I don't really listen to the response, because I'm sick and tired of him playing to the boys club in this math class.
"Have you checked thier credentials ... do you know? Or are you just saying that?" I continued.
"Well, by the way they dress, I think it's pretty obvious that they weren't hired for thier credentials..." he said.

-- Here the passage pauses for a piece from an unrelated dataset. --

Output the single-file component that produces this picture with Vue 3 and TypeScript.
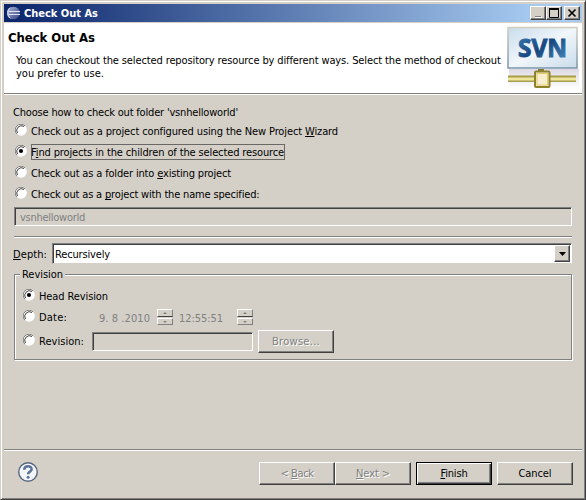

"That's just television though!" I say, but for some reason I don't have a better answer for that. The paradox of being a woman in the workplace. And as Mr. M continued his lecture, I was thinking furiously on the relationship between a woman and her body. It's such a double edged sword, used like a weapon to seduce men into subtle submission. But the weapon is also used to keep a woman down. You can't dress sexy or you're a slut or trying to use men. But if you dress frumpy, you're a prude and not worth any attention. Women are so fashion concious because we have to walk such a razor's edge between sex and seriousness.
"Are the three Ms in the class getting it?" Mr. M asked. I try to be a smartass.
"Yeah, just call us M squared."
"You mean cubed." Mr. M replies with a self-satisfied smirk. My peers eyes watch me.
"Yeah." With perfect deadpan. As the eyes turn away I shoot a deadly evil eye at my teacher.
Oh, you win this round, mouseman. But in the end, sweet victory will be mine.